Rows from a dataset of pages and code
↓
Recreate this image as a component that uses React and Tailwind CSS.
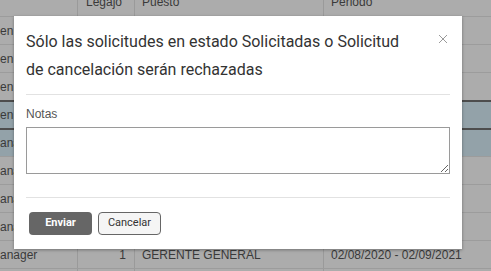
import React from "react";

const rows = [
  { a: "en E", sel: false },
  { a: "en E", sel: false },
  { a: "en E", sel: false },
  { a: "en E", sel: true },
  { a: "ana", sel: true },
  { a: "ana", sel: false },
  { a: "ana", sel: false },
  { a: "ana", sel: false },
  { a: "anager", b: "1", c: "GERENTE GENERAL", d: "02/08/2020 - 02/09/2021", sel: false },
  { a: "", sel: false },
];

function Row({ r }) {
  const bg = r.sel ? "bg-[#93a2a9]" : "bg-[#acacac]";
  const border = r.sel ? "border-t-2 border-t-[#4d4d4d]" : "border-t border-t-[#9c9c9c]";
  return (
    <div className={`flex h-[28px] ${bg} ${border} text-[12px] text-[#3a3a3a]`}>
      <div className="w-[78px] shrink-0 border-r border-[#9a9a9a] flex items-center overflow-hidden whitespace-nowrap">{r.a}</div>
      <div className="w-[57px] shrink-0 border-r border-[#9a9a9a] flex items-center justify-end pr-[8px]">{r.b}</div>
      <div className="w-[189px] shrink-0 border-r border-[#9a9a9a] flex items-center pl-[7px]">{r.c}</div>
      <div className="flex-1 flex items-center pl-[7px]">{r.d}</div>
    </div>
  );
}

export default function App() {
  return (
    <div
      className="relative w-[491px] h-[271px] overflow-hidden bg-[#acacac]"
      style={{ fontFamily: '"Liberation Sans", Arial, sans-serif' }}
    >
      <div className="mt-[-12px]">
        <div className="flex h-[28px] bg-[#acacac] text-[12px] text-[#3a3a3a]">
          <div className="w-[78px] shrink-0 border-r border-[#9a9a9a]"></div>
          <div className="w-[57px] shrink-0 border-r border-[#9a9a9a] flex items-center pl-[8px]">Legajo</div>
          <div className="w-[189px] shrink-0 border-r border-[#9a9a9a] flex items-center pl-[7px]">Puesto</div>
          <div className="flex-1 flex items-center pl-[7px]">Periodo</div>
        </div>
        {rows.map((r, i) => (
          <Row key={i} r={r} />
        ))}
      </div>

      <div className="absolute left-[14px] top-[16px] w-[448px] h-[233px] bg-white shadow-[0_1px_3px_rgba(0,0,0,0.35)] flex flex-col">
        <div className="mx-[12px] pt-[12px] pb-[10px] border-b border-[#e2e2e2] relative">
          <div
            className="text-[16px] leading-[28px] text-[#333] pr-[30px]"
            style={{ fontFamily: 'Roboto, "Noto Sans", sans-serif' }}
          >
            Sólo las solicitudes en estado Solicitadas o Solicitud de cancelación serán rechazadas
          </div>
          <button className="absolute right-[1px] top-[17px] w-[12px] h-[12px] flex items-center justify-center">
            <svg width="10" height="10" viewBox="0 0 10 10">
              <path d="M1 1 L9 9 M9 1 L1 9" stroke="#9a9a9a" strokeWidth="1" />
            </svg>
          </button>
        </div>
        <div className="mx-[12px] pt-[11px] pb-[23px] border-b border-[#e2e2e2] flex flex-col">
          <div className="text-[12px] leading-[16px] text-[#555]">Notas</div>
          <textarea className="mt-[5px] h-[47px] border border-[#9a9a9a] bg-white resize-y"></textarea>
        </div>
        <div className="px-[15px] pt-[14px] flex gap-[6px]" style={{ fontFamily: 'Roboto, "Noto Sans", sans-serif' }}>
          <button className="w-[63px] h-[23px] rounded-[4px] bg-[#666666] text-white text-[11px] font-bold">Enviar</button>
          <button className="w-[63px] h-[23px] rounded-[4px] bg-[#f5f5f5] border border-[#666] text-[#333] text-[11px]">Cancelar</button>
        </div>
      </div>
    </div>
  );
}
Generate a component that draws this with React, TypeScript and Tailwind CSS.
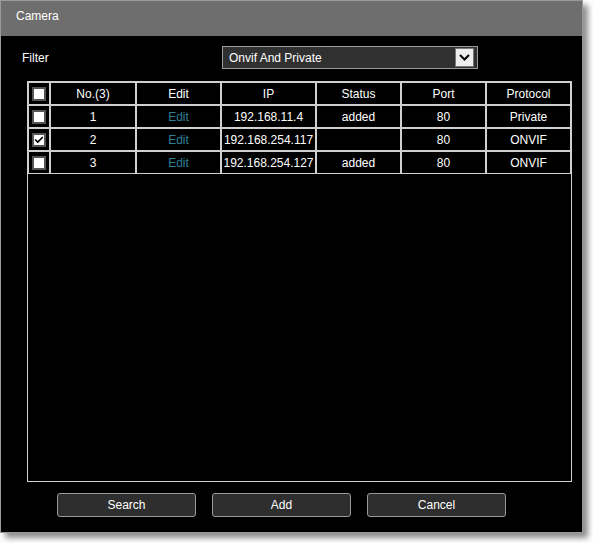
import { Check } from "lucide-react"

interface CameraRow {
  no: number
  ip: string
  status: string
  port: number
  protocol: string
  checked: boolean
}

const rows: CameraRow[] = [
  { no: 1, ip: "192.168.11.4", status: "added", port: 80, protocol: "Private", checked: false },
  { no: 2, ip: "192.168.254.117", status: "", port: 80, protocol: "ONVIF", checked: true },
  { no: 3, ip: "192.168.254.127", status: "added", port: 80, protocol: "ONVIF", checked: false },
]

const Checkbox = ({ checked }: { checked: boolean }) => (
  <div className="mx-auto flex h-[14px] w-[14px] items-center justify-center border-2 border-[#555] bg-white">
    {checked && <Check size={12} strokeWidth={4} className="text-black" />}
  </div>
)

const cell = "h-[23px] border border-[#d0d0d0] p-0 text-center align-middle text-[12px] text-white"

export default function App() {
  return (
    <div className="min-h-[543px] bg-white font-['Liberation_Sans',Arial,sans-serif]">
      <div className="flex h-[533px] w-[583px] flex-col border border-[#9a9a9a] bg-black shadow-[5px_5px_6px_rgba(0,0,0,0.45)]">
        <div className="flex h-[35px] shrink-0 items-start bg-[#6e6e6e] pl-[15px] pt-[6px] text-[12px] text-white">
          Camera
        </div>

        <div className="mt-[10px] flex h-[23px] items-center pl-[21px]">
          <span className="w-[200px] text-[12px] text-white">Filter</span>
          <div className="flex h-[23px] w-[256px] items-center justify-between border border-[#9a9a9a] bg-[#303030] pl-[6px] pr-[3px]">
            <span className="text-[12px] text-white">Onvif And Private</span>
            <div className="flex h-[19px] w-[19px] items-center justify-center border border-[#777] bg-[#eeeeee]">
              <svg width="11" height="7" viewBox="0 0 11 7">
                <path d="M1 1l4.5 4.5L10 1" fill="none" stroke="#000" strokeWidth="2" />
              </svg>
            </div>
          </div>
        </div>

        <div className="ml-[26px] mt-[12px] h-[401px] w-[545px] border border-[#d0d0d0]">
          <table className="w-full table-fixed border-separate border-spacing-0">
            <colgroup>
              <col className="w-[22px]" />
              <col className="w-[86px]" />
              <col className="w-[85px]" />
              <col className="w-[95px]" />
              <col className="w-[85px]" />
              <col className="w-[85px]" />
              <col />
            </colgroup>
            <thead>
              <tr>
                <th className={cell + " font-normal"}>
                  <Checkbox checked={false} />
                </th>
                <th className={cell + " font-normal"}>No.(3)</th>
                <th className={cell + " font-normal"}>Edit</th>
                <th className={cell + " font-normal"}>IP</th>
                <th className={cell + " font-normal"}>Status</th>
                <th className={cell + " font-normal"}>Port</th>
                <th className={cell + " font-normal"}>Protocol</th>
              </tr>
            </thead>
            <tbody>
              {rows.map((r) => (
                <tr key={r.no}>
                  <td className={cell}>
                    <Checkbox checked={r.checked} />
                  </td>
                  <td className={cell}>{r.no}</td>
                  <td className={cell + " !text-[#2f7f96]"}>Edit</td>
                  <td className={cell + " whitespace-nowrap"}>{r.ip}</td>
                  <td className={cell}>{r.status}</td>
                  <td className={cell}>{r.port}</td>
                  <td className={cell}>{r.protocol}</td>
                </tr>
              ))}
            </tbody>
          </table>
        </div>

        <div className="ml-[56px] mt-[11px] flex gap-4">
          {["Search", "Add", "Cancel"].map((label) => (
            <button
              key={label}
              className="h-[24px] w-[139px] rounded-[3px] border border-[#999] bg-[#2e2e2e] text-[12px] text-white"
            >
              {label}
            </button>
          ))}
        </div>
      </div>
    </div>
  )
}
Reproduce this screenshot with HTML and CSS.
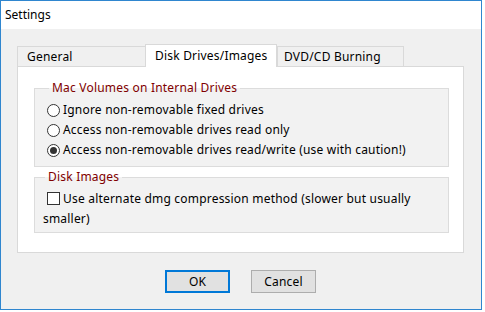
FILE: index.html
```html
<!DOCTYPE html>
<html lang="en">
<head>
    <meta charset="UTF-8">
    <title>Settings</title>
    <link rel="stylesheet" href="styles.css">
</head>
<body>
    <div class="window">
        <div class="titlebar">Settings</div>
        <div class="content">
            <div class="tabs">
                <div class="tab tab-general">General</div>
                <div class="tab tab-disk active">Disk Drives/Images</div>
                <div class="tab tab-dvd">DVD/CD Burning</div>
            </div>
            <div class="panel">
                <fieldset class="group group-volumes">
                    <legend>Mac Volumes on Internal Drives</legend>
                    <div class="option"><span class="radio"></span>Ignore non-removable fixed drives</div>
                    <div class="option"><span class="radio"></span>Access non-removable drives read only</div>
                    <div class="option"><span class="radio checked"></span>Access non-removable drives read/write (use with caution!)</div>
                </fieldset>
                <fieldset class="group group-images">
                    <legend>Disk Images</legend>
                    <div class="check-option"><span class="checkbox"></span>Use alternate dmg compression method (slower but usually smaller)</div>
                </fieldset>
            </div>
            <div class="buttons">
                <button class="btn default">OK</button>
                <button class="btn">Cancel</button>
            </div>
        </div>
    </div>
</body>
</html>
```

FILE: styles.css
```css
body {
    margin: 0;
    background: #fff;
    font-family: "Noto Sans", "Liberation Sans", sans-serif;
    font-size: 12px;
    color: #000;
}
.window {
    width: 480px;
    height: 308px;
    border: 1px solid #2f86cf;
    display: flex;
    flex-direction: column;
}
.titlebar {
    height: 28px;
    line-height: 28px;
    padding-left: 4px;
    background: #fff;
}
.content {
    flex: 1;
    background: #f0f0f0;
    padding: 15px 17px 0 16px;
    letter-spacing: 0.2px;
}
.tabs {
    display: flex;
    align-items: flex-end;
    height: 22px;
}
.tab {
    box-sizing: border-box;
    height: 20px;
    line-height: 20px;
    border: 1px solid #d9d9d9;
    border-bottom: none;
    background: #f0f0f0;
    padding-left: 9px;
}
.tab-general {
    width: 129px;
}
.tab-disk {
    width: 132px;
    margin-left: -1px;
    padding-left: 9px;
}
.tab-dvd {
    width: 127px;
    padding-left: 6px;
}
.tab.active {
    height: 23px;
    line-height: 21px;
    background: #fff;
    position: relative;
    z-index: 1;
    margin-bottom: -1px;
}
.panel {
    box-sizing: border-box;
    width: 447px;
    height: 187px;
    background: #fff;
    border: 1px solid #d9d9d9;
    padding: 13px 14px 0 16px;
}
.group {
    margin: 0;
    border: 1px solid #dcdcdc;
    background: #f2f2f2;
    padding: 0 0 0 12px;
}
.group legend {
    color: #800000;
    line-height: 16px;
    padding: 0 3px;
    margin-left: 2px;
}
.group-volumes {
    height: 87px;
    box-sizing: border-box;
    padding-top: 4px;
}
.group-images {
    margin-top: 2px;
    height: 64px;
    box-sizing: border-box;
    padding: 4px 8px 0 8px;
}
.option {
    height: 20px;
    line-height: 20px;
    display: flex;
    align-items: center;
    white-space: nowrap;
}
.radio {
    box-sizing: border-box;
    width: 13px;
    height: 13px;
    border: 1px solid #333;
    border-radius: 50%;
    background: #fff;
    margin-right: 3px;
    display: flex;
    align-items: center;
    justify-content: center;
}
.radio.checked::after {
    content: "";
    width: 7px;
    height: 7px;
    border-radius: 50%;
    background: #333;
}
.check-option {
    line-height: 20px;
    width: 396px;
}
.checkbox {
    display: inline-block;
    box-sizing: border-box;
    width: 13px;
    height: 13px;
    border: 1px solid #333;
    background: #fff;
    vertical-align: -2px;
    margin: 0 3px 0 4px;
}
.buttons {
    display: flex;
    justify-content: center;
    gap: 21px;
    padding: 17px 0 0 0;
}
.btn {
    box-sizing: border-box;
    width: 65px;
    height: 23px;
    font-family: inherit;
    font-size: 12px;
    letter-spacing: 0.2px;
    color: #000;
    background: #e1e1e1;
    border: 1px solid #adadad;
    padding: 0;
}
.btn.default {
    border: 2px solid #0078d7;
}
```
↑
__Exercise brief__. Pictures excluded, give again exactly and only the lines of the material above from the line with "Generate a component" through the line with "border border-[#d0d0d0] p-0".

__Response__.
Generate a component that draws this with React, TypeScript and Tailwind CSS.
import { Check } from "lucide-react"

interface CameraRow {
  no: number
  ip: string
  status: string
  port: number
  protocol: string
  checked: boolean
}

const rows: CameraRow[] = [
  { no: 1, ip: "192.168.11.4", status: "added", port: 80, protocol: "Private", checked: false },
  { no: 2, ip: "192.168.254.117", status: "", port: 80, protocol: "ONVIF", checked: true },
  { no: 3, ip: "192.168.254.127", status: "added", port: 80, protocol: "ONVIF", checked: false },
]

const Checkbox = ({ checked }: { checked: boolean }) => (
  <div className="mx-auto flex h-[14px] w-[14px] items-center justify-center border-2 border-[#555] bg-white">
    {checked && <Check size={12} strokeWidth={4} className="text-black" />}
  </div>
)

const cell = "h-[23px] border border-[#d0d0d0] p-0 text-center align-middle text-[12px] text-white"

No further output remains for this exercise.